When this happens with other people, when they come to me and tell me that they are broken, I usually have things to say. I have practices and perspectives. I have books and cards and crystals. I have messages that come from my intellect and my intuition, and I have support and love, and I give these things (I haven’t told you this but I actually want to become a life coach, except without the word “coach”, because this thing that I do that I used to call “readings”? It's not about telling the future, it is about tapping into a sort of consciousness, an energy of which we are all a part, and helping people get clear about the story they’re living, and I think that maybe I’m sort of good at it) and all of that occurs fairly easily.
And then it happens to me.
I’m walking and I look up and the way the blue van is turning out of the parking lot in the cold noon day sun strikes against my heart, and the tears well in my eyes. I’m sitting at my desk at work and a lump rises in my throat and I find it difficult to shift my attention toward anything other than the sensation of emotional pain. I am fine and then I am not fine and I can name the things that are wrong and need fixing but more important than those names is the simple fact that I feel broken and in the moment of brokenness, when I am immersed completely in it, I’m not interested in logic or even, really, a way out.
In that moment of sorrow, when the heart is exposed and vulnerable and the old hurt is coming forth to join the new hurt, in that moment I’m not quite ready for skills and lists and techniques and affirmations. I’m not quite ready to count my blessings or put things in perspective.
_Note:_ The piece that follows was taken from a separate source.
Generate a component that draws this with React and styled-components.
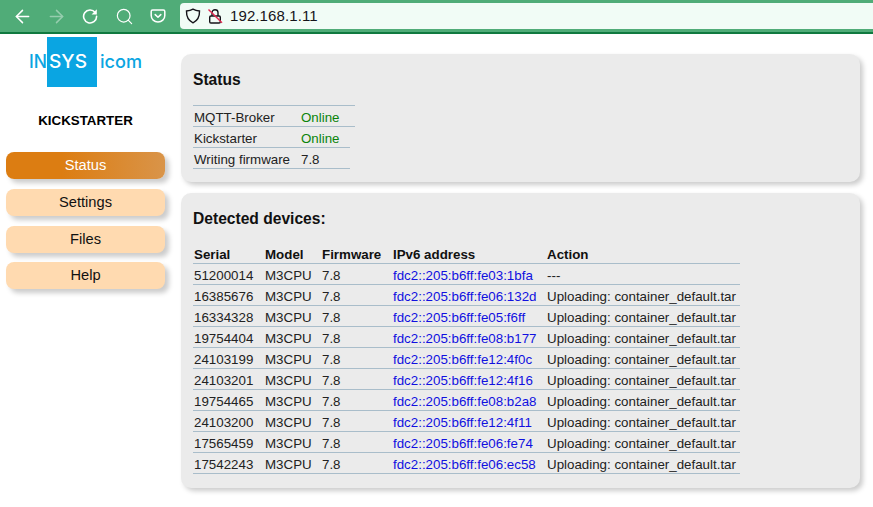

I want out of it, yes, but I also want to name it, to hold it, to breathe into it, to let it be.
I want all of the shoulds and buts to be quiet because when they are, I can begin to be present, to sit with the brokenness and without trying to mold it or reframe it or dismiss it, listen to it tell me what it needs to say.
When my heart is this small flapping bird with the one wing dragging the ground, when my heart is this open gash that won’t hold the stitches, when my heart is this gaping, choking thing, I know that it is on the verge of rebirth, and yet I hesitate a moment before I open that door and walk through.